Disamping fenomena alam yang menakjubkan itu, kekayaan keanekaragaman hayati di Taman Nasional Danau Sentarum juga memikat.  Danau, sungai, hutan, serta hewan-hewan yang hidup di dalamnya mempunyai daya tarik masing-masing.

Sekalipun membutuhkan perjuangan yang cukup berat untuk mencapainya, Danau Sentarum bisa menjadi objek wisata bagi mereka yang sekedar ingin bersenang-senang atau bersantai, bagi pehobi dan wisatawan dengan minat khusus.

Wisata memancing di Danau Merebung yang menjadi habitat ikan Arwana, bersantai di Pulau Melayu atau Pulau Sepandan, atau melihat pemandangan danau dari atas Bukit Tekenang bisa menjadi pilihan bagi wisatawan umum.

Sedang bagi wisatawan dengan minat khusus seperti ingin mengamati orang utan, dapat dilakukan di Bukit Peninjau yang menurut Manajer WWF Indonesia Program Kalimantan Barat, Albertus Tjiu, merupakan habitatnya.

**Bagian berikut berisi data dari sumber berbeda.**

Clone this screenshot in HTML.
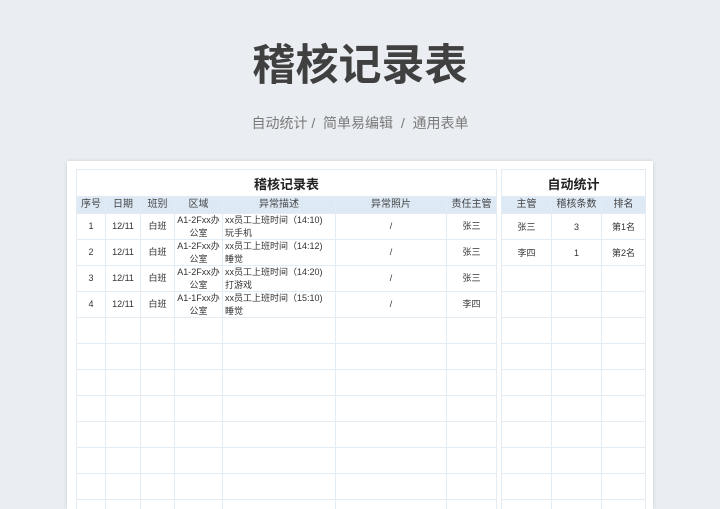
<!DOCTYPE html>
<html style="overflow:hidden;height:509px"><head><meta charset="utf-8"><style>
body{margin:0;width:720px;height:509px;overflow:hidden;background:#eaeef2;font-family:"Liberation Sans","Noto Sans CJK SC",sans-serif;position:relative}
.t{position:absolute;left:0;width:720px;text-align:center}
.sheet{position:absolute;left:67px;top:161px;width:586px;height:348px;background:#fff;box-shadow:0 0 4px rgba(0,0,0,.12)}
.wrap{position:absolute;top:0;left:0;width:720px;height:509px;overflow:hidden}
table{position:absolute;border-collapse:collapse;table-layout:fixed;font-size:9px;color:#333}
td{border:1px solid #e3ebf3;text-align:center;padding:0;height:25px;overflow:hidden}
td div{height:25px;overflow:hidden;line-height:13px}
td div.c{line-height:25px}
tr.h td{background:#dde9f5;height:16px;font-size:10px;color:#444;line-height:16px}
tr.tt td{height:26px;font-size:13px;font-weight:bold;color:#222}
td.l{text-align:left;padding-left:2px}
</style></head><body><div class="wrap">
<div class="t" style="top:38px;font-size:43px;font-weight:bold;color:#404040;line-height:56px">稽核记录表</div>
<div class="t" style="top:113px;font-size:14px;color:#7a7a7a;line-height:20px">自动统计 /&nbsp; 简单易编辑&nbsp; / &nbsp;通用表单</div>
<div class="sheet"></div>
<table style="left:76px;top:169px;width:420px">
<colgroup><col style="width:29px"><col style="width:35px"><col style="width:34px"><col style="width:48px"><col style="width:113px"><col style="width:111px"><col style="width:50px"></colgroup>
<tr class="tt"><td colspan="7">稽核记录表</td></tr>
<tr class="h"><td>序号</td><td>日期</td><td>班别</td><td>区域</td><td>异常描述</td><td>异常照片</td><td>责任主管</td></tr>
<tr><td><div class="c">1</div></td><td><div class="c">12/11</div></td><td><div class="c">白班</div></td><td><div>A1-2Fxx办<br>公室</div></td><td class="l"><div>xx员工上班时间（14:10)<br>玩手机</div></td><td><div class="c">/</div></td><td><div class="c">张三</div></td></tr>
<tr><td><div class="c">2</div></td><td><div class="c">12/11</div></td><td><div class="c">白班</div></td><td><div>A1-2Fxx办<br>公室</div></td><td class="l"><div>xx员工上班时间（14:12)<br>睡觉</div></td><td><div class="c">/</div></td><td><div class="c">张三</div></td></tr>
<tr><td><div class="c">3</div></td><td><div class="c">12/11</div></td><td><div class="c">白班</div></td><td><div>A1-2Fxx办<br>公室</div></td><td class="l"><div>xx员工上班时间（14:20)<br>打游戏</div></td><td><div class="c">/</div></td><td><div class="c">张三</div></td></tr>
<tr><td><div class="c">4</div></td><td><div class="c">12/11</div></td><td><div class="c">白班</div></td><td><div>A1-1Fxx办<br>公室</div></td><td class="l"><div>xx员工上班时间（15:10)<br>睡觉</div></td><td><div class="c">/</div></td><td><div class="c">李四</div></td></tr>
<tr><td></td><td></td><td></td><td></td><td></td><td></td><td></td></tr>
<tr><td></td><td></td><td></td><td></td><td></td><td></td><td></td></tr>
<tr><td></td><td></td><td></td><td></td><td></td><td></td><td></td></tr>
<tr><td></td><td></td><td></td><td></td><td></td><td></td><td></td></tr>
<tr><td></td><td></td><td></td><td></td><td></td><td></td><td></td></tr>
<tr><td></td><td></td><td></td><td></td><td></td><td></td><td></td></tr>
<tr><td></td><td></td><td></td><td></td><td></td><td></td><td></td></tr>
<tr><td></td><td></td><td></td><td></td><td></td><td></td><td></td></tr>
</table>
<table style="left:501px;top:169px;width:144px">
<colgroup><col style="width:50px"><col style="width:50px"><col style="width:44px"></colgroup>
<tr class="tt"><td colspan="3">自动统计</td></tr>
<tr class="h"><td>主管</td><td>稽核条数</td><td>排名</td></tr>
<tr><td>张三</td><td>3</td><td>第1名</td></tr>
<tr><td>李四</td><td>1</td><td>第2名</td></tr>
<tr><td></td><td></td><td></td></tr><tr><td></td><td></td><td></td></tr><tr><td></td><td></td><td></td></tr><tr><td></td><td></td><td></td></tr><tr><td></td><td></td><td></td></tr><tr><td></td><td></td><td></td></tr><tr><td></td><td></td><td></td></tr><tr><td></td><td></td><td></td></tr><tr><td></td><td></td><td></td></tr><tr><td></td><td></td><td></td></tr>
</table>
</div></body></html>
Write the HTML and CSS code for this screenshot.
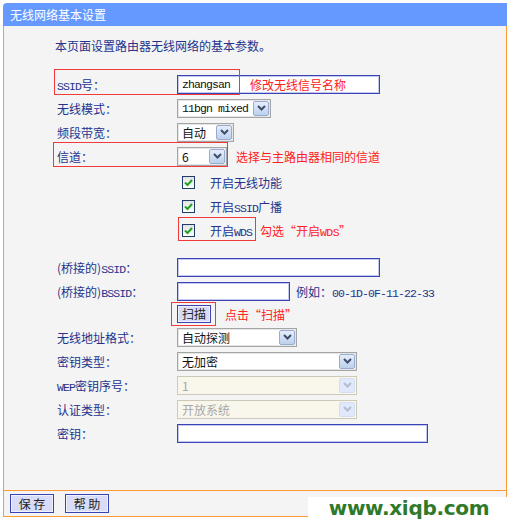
FILE: index.html
```html
<!DOCTYPE html>
<html lang="zh-CN">
<head>
<meta charset="UTF-8">
<title>无线网络基本设置</title>
<link rel="stylesheet" href="styles.css">
</head>
<body>

<div class="page">
    <div class="title">无线网络基本设置</div>

    <div class="panel">
        <p class="intro">本页面设置路由器无线网络的基本参数。</p>

        <div class="row row-first">
            <span class="hl hl-ssid"></span>
            <span class="label"><span class="mono">SSID</span>号：</span>
            <div class="field w-ssid">
                <span class="mono">zhangsan</span>
                <span class="note note-in">修改无线信号名称</span>
            </div>
        </div>
        <div class="row">
            <span class="label">无线模式：</span>
            <div class="select w-mode">
                <span class="txt mono">11bgn mixed</span>
                <span class="sel-btn"><svg width="9" height="6" viewBox="0 0 9 6"><polyline points="1,1 4.5,4.5 8,1"/></svg></span>
            </div>
        </div>
        <div class="row">
            <span class="label">频段带宽：</span>
            <div class="select w-bw">
                <span class="txt">自动</span>
                <span class="sel-btn"><svg width="9" height="6" viewBox="0 0 9 6"><polyline points="1,1 4.5,4.5 8,1"/></svg></span>
            </div>
        </div>
        <div class="row">
            <span class="hl hl-ch"></span>
            <span class="label">信道：</span>
            <div class="select w-ch">
                <span class="txt">6</span>
                <span class="sel-btn"><svg width="9" height="6" viewBox="0 0 9 6"><polyline points="1,1 4.5,4.5 8,1"/></svg></span>
            </div>
            <span class="note">选择与主路由器相同的信道</span>
        </div>

        <div class="checks">
            <div class="row">
                <span class="label"></span>
                <span class="chk"><svg width="11" height="11" viewBox="0 0 11 11"><polyline points="2,5.5 4.5,8 9,3"/></svg></span>
                <span>开启无线功能</span>
            </div>
            <div class="row">
                <span class="label"></span>
                <span class="chk"><svg width="11" height="11" viewBox="0 0 11 11"><polyline points="2,5.5 4.5,8 9,3"/></svg></span>
                <span>开启<span class="mono">SSID</span>广播</span>
            </div>
            <div class="row">
                <span class="hl hl-wds"></span>
                <span class="label"></span>
                <span class="chk"><svg width="11" height="11" viewBox="0 0 11 11"><polyline points="2,5.5 4.5,8 9,3"/></svg></span>
                <span>开启<span class="mono">WDS</span></span>
                <span class="note note-wds">勾选“开启<span class="mono">WDS</span>”</span>
            </div>
        </div>

        <div class="wds">
            <div class="row">
                <span class="label">(桥接的)<span class="mono">SSID</span>：</span>
                <div class="field w-ssid"></div>
            </div>
            <div class="row">
                <span class="label">(桥接的)<span class="mono">BSSID</span>：</span>
                <div class="field w-bssid"></div>
                <span class="example">例如：<span class="mono">00-1D-0F-11-22-33</span></span>
            </div>
            <div class="row row-scan">
                <span class="hl hl-scan"></span>
                <span class="label"></span>
                <button class="btn btn-scan">扫描</button>
                <span class="note note-scan">点击“扫描”</span>
            </div>
            <div class="row">
                <span class="label">无线地址格式：</span>
                <div class="select w-addr">
                    <span class="txt">自动探测</span>
                    <span class="sel-btn"><svg width="9" height="6" viewBox="0 0 9 6"><polyline points="1,1 4.5,4.5 8,1"/></svg></span>
                </div>
            </div>
            <div class="row">
                <span class="label">密钥类型：</span>
                <div class="select w-key">
                    <span class="txt">无加密</span>
                    <span class="sel-btn"><svg width="9" height="6" viewBox="0 0 9 6"><polyline points="1,1 4.5,4.5 8,1"/></svg></span>
                </div>
            </div>
            <div class="row">
                <span class="label"><span class="mono">WEP</span>密钥序号：</span>
                <div class="select w-key off">
                    <span class="txt">1</span>
                    <span class="sel-btn"><svg width="9" height="6" viewBox="0 0 9 6"><polyline points="1,1 4.5,4.5 8,1"/></svg></span>
                </div>
            </div>
            <div class="row">
                <span class="label">认证类型：</span>
                <div class="select w-key off">
                    <span class="txt">开放系统</span>
                    <span class="sel-btn"><svg width="9" height="6" viewBox="0 0 9 6"><polyline points="1,1 4.5,4.5 8,1"/></svg></span>
                </div>
            </div>
            <div class="row">
                <span class="label">密钥：</span>
                <div class="field w-pass"></div>
            </div>
        </div>
    </div>

    <div class="footer">
        <button class="btn btn-foot">保 存</button>
        <button class="btn btn-foot">帮 助</button>
    </div>
</div>

<div class="watermark">www.xiqb.com</div>

</body>
</html>
```

FILE: styles.css
```css
body { margin:0; background:#fff; font-family:"Noto Sans CJK SC", "Noto Sans", sans-serif; font-size:12px; color:#24338c; }

.page { margin:3px 0 0 3px; width:504px; }

.title { height:23px; line-height:23px; padding-left:7px; background:#6699ff; color:#fff; border-radius:4px 0 0 0; }

.panel { height:464px; background:#f4f4f4; border-left:1px solid #ff9933; border-right:1px solid #ff9933; border-bottom:1px solid #ff9933; }

.intro { margin:0; padding:12px 0 0 51px; line-height:16px; }

.row { position:relative; display:flex; align-items:center; height:24px; padding-left:53px; }
.row-first { margin-top:18px; }
.label { width:120px; flex-shrink:0; white-space:nowrap; }

.mono { font-family:"Liberation Mono", monospace; font-size:11.5px; letter-spacing:-0.9px; }

/* text fields */
.field { box-sizing:border-box; height:19px; display:flex; align-items:center; padding-left:4px; background:#fff; border:1px solid #3a44b4; box-shadow:inset 0 0 0 1px #c3c8ef; color:#111; }
.w-ssid { width:203px; }
.w-bssid { width:113px; }
.w-pass { width:251px; }

/* select boxes */
.select { box-sizing:border-box; height:19px; display:flex; align-items:center; background:#fff; border:1px solid #a5a5a5; box-shadow:inset 0 0 0 1px #e6e6e6; color:#111; }
.select .txt { flex:1; padding-left:4px; white-space:nowrap; overflow:hidden; }
.sel-btn { box-sizing:border-box; width:16px; height:15px; margin-right:1px; display:flex; align-items:center; justify-content:center; border:1px solid #98acd2; border-radius:2px; background:linear-gradient(#e6eefb, #bcd0ec); }
.sel-btn svg { fill:none; stroke:#3f4d6c; stroke-width:2; }
.select.off { background:#f9f7ec; border-color:#cbc9ba; box-shadow:none; color:#a8a8a8; }
.select.off .sel-btn { border-color:#d3dff1; background:#dfe9fb; }
.select.off .sel-btn svg { stroke:#b4bccb; }
.w-mode { width:94px; }
.w-bw { width:57px; }
.w-ch { width:50px; }
.w-addr { width:120px; }
.w-key { width:180px; }

/* checkboxes */
.checks { margin-top:2px; }
.chk { box-sizing:border-box; width:13px; height:13px; margin:0 15px 0 5px; display:flex; align-items:center; justify-content:center; border:1px solid #1f3d6b; background:linear-gradient(#e4e4e4, #fff); }
.chk svg { fill:none; stroke:#1fa31f; stroke-width:2; }

.wds { margin-top:13px; }
.row-scan { height:22px; }

/* red annotations */
.note { color:#ff2020; margin-left:9px; white-space:nowrap; }
.note-in { margin-left:20px; }
.note-wds { margin-left:8px; }
.note-scan { margin-left:14px; }
.note .mono { letter-spacing:-0.6px; }
.hl { position:absolute; border:1px solid #f03a3a; }
.hl-ssid { left:50px; top:-3px; width:184px; height:24px; }
.hl-ch { left:49px; top:-2px; width:173px; height:23px; }
.hl-wds { left:174px; top:-1px; width:76px; height:22px; }
.hl-scan { left:167px; top:-1px; width:43px; height:22px; }

.example { margin-left:6px; white-space:nowrap; }

/* buttons */
.btn { box-sizing:border-box; height:18px; padding:0; font-family:inherit; font-size:12px; line-height:14px; color:#222; background:#d8dcf6; border:1px solid #3a44b4; box-shadow:inset 0 0 0 1px #eef0fc; }
.btn-scan { width:34px; }

.footer { height:25px; display:flex; align-items:center; gap:11px; padding-left:6px; background:#f4f4f4; border-left:1px solid #ff9933; border-right:1px solid #ff9933; border-bottom:1px solid #ff9933; }
.btn-foot { width:44px; height:19px; }

.watermark { position:absolute; left:308px; top:497px; width:202px; height:23px; background:#fff; color:#2f7a2a; font-family:"DejaVu Sans", sans-serif; font-weight:bold; font-size:20px; line-height:22px; letter-spacing:-0.3px; text-align:center; }
```
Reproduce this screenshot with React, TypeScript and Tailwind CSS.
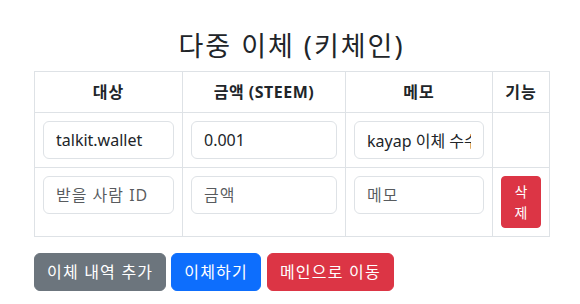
import { useState } from "react"

type Row = { to: string; amount: string; memo: string }

const font = { fontFamily: '"Noto Sans", "Noto Sans CJK KR", sans-serif' }

export default function App() {
  const [rows] = useState<Row[]>([
    { to: "talkit.wallet", amount: "0.001", memo: "kayap 이체 수수료" },
    { to: "", amount: "", memo: "" },
  ])

  const inputCls =
    "block w-full h-[38px] px-3 py-1.5 text-base leading-6 text-[#212529] bg-white border border-[#dee2e6] rounded-md outline-none placeholder:text-[#212529bf]"

  return (
    <div className="min-h-screen bg-white text-[#212529]" style={font}>
      <div className="pt-[30px] pl-[34px]">
        <h2 className="w-[515px] text-center text-[27px] leading-[1.2] tracking-[2px] font-normal mb-[9px]">
          다중 이체 (키체인)
        </h2>

        {/* 이체 테이블 */}
        <table className="w-[515px] table-fixed border-collapse text-base leading-6">
          <colgroup>
            <col className="w-[148px]" />
            <col className="w-[163px]" />
            <col className="w-[147px]" />
            <col className="w-[57px]" />
          </colgroup>
          <thead>
            <tr>
              <th className="border border-[#dee2e6] p-2 font-bold text-center tracking-[1px]">대상</th>
              <th className="border border-[#dee2e6] p-2 font-bold text-center tracking-[0.5px]">금액 (STEEM)</th>
              <th className="border border-[#dee2e6] p-2 font-bold text-center tracking-[1px]">메모</th>
              <th className="border border-[#dee2e6] p-2 font-bold text-center tracking-[1px]">기능</th>
            </tr>
          </thead>
          <tbody>
            {rows.map((r, i) => (
              <tr key={i}>
                <td className="border border-[#dee2e6] p-2 align-top">
                  <input className={inputCls + (i > 0 ? " tracking-[1px]" : "")} defaultValue={r.to} placeholder="받을 사람 ID" style={font} />
                </td>
                <td className="border border-[#dee2e6] p-2 align-top">
                  <input className={inputCls + (i > 0 ? " tracking-[1px]" : "")} defaultValue={r.amount} placeholder="금액" style={font} />
                </td>
                <td className="border border-[#dee2e6] p-2 align-top">
                  <input className={inputCls + (i > 0 ? " tracking-[1px]" : "")} defaultValue={r.memo} placeholder="메모" style={font} />
                </td>
                <td className="border border-[#dee2e6] p-2 align-top">
                  {i > 0 && (
                    <button
                      className="w-full px-2 py-1 text-sm leading-[21px] text-white bg-[#dc3545] border border-[#dc3545] rounded"
                      style={font}
                    >
                      삭제
                    </button>
                  )}
                </td>
              </tr>
            ))}
          </tbody>
        </table>

        {/* 하단 버튼 */}
        <div className="flex gap-[5px] mt-4">
          <button className="h-[38px] px-3 text-base leading-6 tracking-[1.2px] text-white bg-[#6c757d] border border-[#6c757d] rounded-md" style={font}>
            이체 내역 추가
          </button>
          <button className="h-[38px] px-3 text-base leading-6 tracking-[1.2px] text-white bg-[#0d6efd] border border-[#0d6efd] rounded-md" style={font}>
            이체하기
          </button>
          <button className="h-[38px] px-3 text-base leading-6 tracking-[1.2px] text-white bg-[#dc3545] border border-[#dc3545] rounded-md ml-[1px]" style={font}>
            메인으로 이동
          </button>
        </div>
      </div>
    </div>
  )
}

Menurut dia, di kawasan Bukit Peninjau yang luasnya sekitar 250 hektare itu terdapat 20-an individu orang utan. "Populasi kecil di kawasan kecil," katanya.

Meski demikian, kata dia, di kawasan Peninjau itu terdapat dua ekosistem, yakni kawasan hutan rendah (law land) dan kawasan hutan rawa (swamp), sehingga lebih menunjang dalam ketersediaan pangan dan sarang, yang membuat orang utan menetap.

"Di Peninjau, ketika law land (hutan rendah) kurang (makanan), di swamp (rawa) ada sehingga mereka bisa makan di situ dan sebaliknya, maka itu bisa bergantian (ketersediaan pangannya). Sehingga mereka tidak akan pergi-pergi karena kelimpahan makanan cukup," katanya.

Kondisi tersebut, lanjur Albert, jika dijaga oleh masyarakat Dusun Meliau, bisa dimanfaatkan sebagai peluang ini untuk menjual ekowisata minat khusus pengamatan orang utan.

Jika masyarakat sudah tahu pola sepanjang tahun itu pohon buah atau pakan orang utan mana yang berbuah,  lokasinya di mana, maka kemungkinan turis untuk melihat orang utan di Peninjau cukup besar, apalagi sekarang sudah dibangun jembatan dari dermaga untuk masuk ke dalam hutan.

 "Atau paling tidak melihat sarang baru," katanya.

Di sana juga terdapat berbagai satwa seperti bekantan, kera ekor panjang, elang bondol, burung enggang, burung raja udang, serta tumbuhan langka seperti kantong semar dan anggrek.